• Provided material:
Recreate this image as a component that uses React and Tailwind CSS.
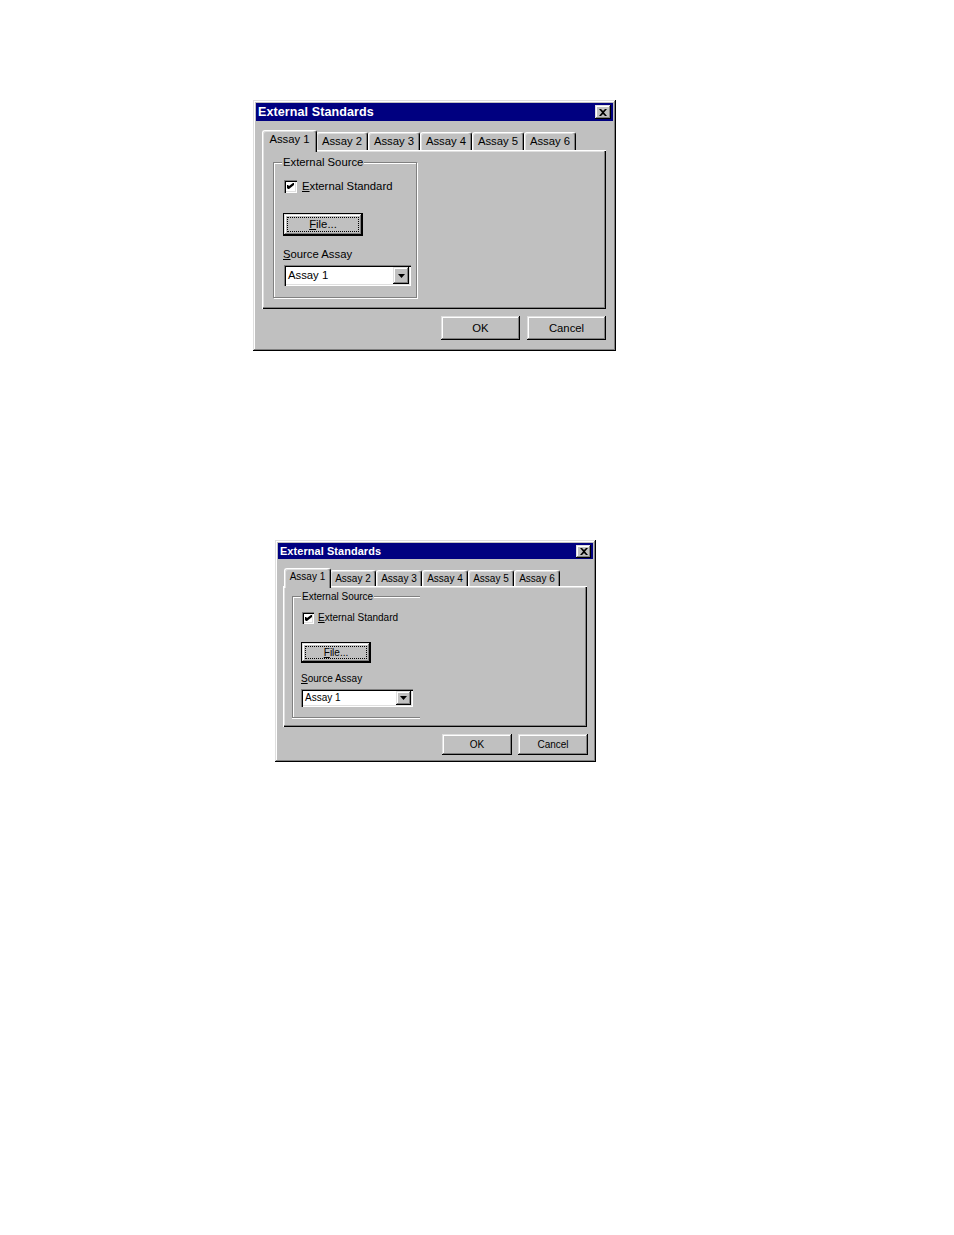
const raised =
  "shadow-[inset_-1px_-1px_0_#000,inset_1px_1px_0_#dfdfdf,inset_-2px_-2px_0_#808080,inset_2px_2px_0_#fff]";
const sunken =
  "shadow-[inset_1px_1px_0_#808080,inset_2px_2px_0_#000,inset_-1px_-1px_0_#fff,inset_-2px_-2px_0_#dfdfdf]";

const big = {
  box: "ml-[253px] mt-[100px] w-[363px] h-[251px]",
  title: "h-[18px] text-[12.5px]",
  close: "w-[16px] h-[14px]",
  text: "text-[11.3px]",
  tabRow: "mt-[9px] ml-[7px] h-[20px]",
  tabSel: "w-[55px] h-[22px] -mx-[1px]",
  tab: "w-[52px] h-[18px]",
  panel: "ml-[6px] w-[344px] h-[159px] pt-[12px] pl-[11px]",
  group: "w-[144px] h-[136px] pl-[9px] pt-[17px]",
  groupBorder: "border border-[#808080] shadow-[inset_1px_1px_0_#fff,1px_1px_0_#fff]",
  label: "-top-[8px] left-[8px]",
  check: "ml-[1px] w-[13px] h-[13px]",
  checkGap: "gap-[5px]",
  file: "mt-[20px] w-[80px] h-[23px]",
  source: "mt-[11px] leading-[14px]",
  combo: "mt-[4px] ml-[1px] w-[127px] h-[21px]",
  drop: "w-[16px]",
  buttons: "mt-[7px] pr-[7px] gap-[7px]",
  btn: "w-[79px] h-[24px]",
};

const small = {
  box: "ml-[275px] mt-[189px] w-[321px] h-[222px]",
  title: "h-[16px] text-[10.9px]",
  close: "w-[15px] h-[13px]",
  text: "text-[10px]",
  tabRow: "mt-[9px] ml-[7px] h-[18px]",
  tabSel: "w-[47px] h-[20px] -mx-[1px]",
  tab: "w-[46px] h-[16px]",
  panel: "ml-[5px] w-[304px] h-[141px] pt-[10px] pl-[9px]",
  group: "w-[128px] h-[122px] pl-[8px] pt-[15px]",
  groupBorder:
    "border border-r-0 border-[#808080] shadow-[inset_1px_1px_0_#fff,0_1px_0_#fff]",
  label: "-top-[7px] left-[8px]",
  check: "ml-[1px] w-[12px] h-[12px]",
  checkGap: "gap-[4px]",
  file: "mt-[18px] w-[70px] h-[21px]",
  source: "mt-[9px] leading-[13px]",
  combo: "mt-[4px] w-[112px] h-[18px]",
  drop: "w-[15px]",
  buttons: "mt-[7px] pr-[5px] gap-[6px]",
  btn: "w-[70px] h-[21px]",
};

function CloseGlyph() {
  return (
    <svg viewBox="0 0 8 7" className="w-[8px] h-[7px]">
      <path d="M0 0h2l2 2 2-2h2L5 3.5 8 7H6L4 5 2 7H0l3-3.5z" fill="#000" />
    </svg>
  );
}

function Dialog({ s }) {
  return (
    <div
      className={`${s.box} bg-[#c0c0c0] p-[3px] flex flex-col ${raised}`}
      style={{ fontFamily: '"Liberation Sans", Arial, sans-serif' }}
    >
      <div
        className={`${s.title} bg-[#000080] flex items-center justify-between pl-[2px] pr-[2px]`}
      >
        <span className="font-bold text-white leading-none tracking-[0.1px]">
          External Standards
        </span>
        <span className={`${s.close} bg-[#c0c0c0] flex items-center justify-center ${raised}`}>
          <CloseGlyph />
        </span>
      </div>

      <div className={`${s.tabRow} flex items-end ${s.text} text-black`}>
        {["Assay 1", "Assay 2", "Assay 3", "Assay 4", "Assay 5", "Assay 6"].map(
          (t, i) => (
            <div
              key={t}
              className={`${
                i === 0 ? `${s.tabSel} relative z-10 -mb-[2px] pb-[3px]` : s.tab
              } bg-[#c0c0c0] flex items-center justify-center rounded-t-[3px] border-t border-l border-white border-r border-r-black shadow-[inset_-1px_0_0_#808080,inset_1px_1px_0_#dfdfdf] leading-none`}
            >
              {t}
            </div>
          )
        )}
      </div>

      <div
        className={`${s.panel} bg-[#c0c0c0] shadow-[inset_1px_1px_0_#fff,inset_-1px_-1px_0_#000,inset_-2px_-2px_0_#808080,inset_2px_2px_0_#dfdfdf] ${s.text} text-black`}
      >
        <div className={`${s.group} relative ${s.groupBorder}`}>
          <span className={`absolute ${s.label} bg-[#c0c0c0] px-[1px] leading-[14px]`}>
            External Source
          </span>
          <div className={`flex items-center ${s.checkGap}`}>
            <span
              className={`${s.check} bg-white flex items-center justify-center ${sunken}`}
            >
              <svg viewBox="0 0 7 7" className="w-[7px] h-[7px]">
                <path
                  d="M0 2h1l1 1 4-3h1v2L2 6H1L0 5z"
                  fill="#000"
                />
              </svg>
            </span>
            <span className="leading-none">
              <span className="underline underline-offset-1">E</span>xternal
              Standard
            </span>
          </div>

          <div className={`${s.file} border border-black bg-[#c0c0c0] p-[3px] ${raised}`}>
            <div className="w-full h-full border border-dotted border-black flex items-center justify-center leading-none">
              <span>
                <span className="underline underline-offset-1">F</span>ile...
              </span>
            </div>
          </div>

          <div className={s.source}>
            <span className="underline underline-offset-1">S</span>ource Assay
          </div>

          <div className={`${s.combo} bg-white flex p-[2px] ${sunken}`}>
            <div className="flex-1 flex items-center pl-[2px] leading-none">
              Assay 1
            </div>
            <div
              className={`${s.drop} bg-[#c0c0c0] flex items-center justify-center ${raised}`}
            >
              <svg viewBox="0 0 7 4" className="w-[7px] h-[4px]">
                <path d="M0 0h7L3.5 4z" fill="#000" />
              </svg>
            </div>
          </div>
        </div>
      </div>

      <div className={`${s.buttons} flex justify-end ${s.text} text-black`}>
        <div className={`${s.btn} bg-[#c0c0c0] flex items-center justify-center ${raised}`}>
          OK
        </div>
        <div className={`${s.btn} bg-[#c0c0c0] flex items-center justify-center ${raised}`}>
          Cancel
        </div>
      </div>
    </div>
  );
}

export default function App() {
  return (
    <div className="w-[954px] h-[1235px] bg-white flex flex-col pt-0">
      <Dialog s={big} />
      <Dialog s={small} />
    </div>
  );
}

• Required work: Reproduce the data word for word, excluding its pictures.

• Task output:
Recreate this image as a component that uses React and Tailwind CSS.
const raised =
  "shadow-[inset_-1px_-1px_0_#000,inset_1px_1px_0_#dfdfdf,inset_-2px_-2px_0_#808080,inset_2px_2px_0_#fff]";
const sunken =
  "shadow-[inset_1px_1px_0_#808080,inset_2px_2px_0_#000,inset_-1px_-1px_0_#fff,inset_-2px_-2px_0_#dfdfdf]";

const big = {
  box: "ml-[253px] mt-[100px] w-[363px] h-[251px]",
  title: "h-[18px] text-[12.5px]",
  close: "w-[16px] h-[14px]",
  text: "text-[11.3px]",
  tabRow: "mt-[9px] ml-[7px] h-[20px]",
  tabSel: "w-[55px] h-[22px] -mx-[1px]",
  tab: "w-[52px] h-[18px]",
  panel: "ml-[6px] w-[344px] h-[159px] pt-[12px] pl-[11px]",
  group: "w-[144px] h-[136px] pl-[9px] pt-[17px]",
  groupBorder: "border border-[#808080] shadow-[inset_1px_1px_0_#fff,1px_1px_0_#fff]",
  label: "-top-[8px] left-[8px]",
  check: "ml-[1px] w-[13px] h-[13px]",
  checkGap: "gap-[5px]",
  file: "mt-[20px] w-[80px] h-[23px]",
  source: "mt-[11px] leading-[14px]",
  combo: "mt-[4px] ml-[1px] w-[127px] h-[21px]",
  drop: "w-[16px]",
  buttons: "mt-[7px] pr-[7px] gap-[7px]",
  btn: "w-[79px] h-[24px]",
};

const small = {
  box: "ml-[275px] mt-[189px] w-[321px] h-[222px]",
  title: "h-[16px] text-[10.9px]",
  close: "w-[15px] h-[13px]",
  text: "text-[10px]",
  tabRow: "mt-[9px] ml-[7px] h-[18px]",
  tabSel: "w-[47px] h-[20px] -mx-[1px]",
  tab: "w-[46px] h-[16px]",
  panel: "ml-[5px] w-[304px] h-[141px] pt-[10px] pl-[9px]",
  group: "w-[128px] h-[122px] pl-[8px] pt-[15px]",
  groupBorder:
    "border border-r-0 border-[#808080] shadow-[inset_1px_1px_0_#fff,0_1px_0_#fff]",
  label: "-top-[7px] left-[8px]",
  check: "ml-[1px] w-[12px] h-[12px]",
  checkGap: "gap-[4px]",
  file: "mt-[18px] w-[70px] h-[21px]",
  source: "mt-[9px] leading-[13px]",
  combo: "mt-[4px] w-[112px] h-[18px]",
  drop: "w-[15px]",
  buttons: "mt-[7px] pr-[5px] gap-[6px]",
  btn: "w-[70px] h-[21px]",
};

function CloseGlyph() {
  return (
    <svg viewBox="0 0 8 7" className="w-[8px] h-[7px]">
      <path d="M0 0h2l2 2 2-2h2L5 3.5 8 7H6L4 5 2 7H0l3-3.5z" fill="#000" />
    </svg>
  );
}

function Dialog({ s }) {
  return (
    <div
      className={`${s.box} bg-[#c0c0c0] p-[3px] flex flex-col ${raised}`}
      style={{ fontFamily: '"Liberation Sans", Arial, sans-serif' }}
    >
      <div
        className={`${s.title} bg-[#000080] flex items-center justify-between pl-[2px] pr-[2px]`}
      >
        <span className="font-bold text-white leading-none tracking-[0.1px]">
          External Standards
        </span>
        <span className={`${s.close} bg-[#c0c0c0] flex items-center justify-center ${raised}`}>
          <CloseGlyph />
        </span>
      </div>

      <div className={`${s.tabRow} flex items-end ${s.text} text-black`}>
        {["Assay 1", "Assay 2", "Assay 3", "Assay 4", "Assay 5", "Assay 6"].map(
          (t, i) => (
            <div
              key={t}
              className={`${
                i === 0 ? `${s.tabSel} relative z-10 -mb-[2px] pb-[3px]` : s.tab
              } bg-[#c0c0c0] flex items-center justify-center rounded-t-[3px] border-t border-l border-white border-r border-r-black shadow-[inset_-1px_0_0_#808080,inset_1px_1px_0_#dfdfdf] leading-none`}
            >
              {t}
            </div>
          )
        )}
      </div>

      <div
        className={`${s.panel} bg-[#c0c0c0] shadow-[inset_1px_1px_0_#fff,inset_-1px_-1px_0_#000,inset_-2px_-2px_0_#808080,inset_2px_2px_0_#dfdfdf] ${s.text} text-black`}
      >
        <div className={`${s.group} relative ${s.groupBorder}`}>
          <span className={`absolute ${s.label} bg-[#c0c0c0] px-[1px] leading-[14px]`}>
            External Source
          </span>
          <div className={`flex items-center ${s.checkGap}`}>
            <span
              className={`${s.check} bg-white flex items-center justify-center ${sunken}`}
            >
              <svg viewBox="0 0 7 7" className="w-[7px] h-[7px]">
                <path
                  d="M0 2h1l1 1 4-3h1v2L2 6H1L0 5z"
                  fill="#000"
                />
              </svg>
            </span>
            <span className="leading-none">
              <span className="underline underline-offset-1">E</span>xternal
              Standard
            </span>
          </div>

          <div className={`${s.file} border border-black bg-[#c0c0c0] p-[3px] ${raised}`}>
            <div className="w-full h-full border border-dotted border-black flex items-center justify-center leading-none">
              <span>
                <span className="underline underline-offset-1">F</span>ile...
              </span>
            </div>
          </div>

          <div className={s.source}>
            <span className="underline underline-offset-1">S</span>ource Assay
          </div>

          <div className={`${s.combo} bg-white flex p-[2px] ${sunken}`}>
            <div className="flex-1 flex items-center pl-[2px] leading-none">
              Assay 1
            </div>
            <div
              className={`${s.drop} bg-[#c0c0c0] flex items-center justify-center ${raised}`}
            >
              <svg viewBox="0 0 7 4" className="w-[7px] h-[4px]">
                <path d="M0 0h7L3.5 4z" fill="#000" />
              </svg>
            </div>
          </div>
        </div>
      </div>

      <div className={`${s.buttons} flex justify-end ${s.text} text-black`}>
        <div className={`${s.btn} bg-[#c0c0c0] flex items-center justify-center ${raised}`}>
          OK
        </div>
        <div className={`${s.btn} bg-[#c0c0c0] flex items-center justify-center ${raised}`}>
          Cancel
        </div>
      </div>
    </div>
  );
}

export default function App() {
  return (
    <div className="w-[954px] h-[1235px] bg-white flex flex-col pt-0">
      <Dialog s={big} />
      <Dialog s={small} />
    </div>
  );
}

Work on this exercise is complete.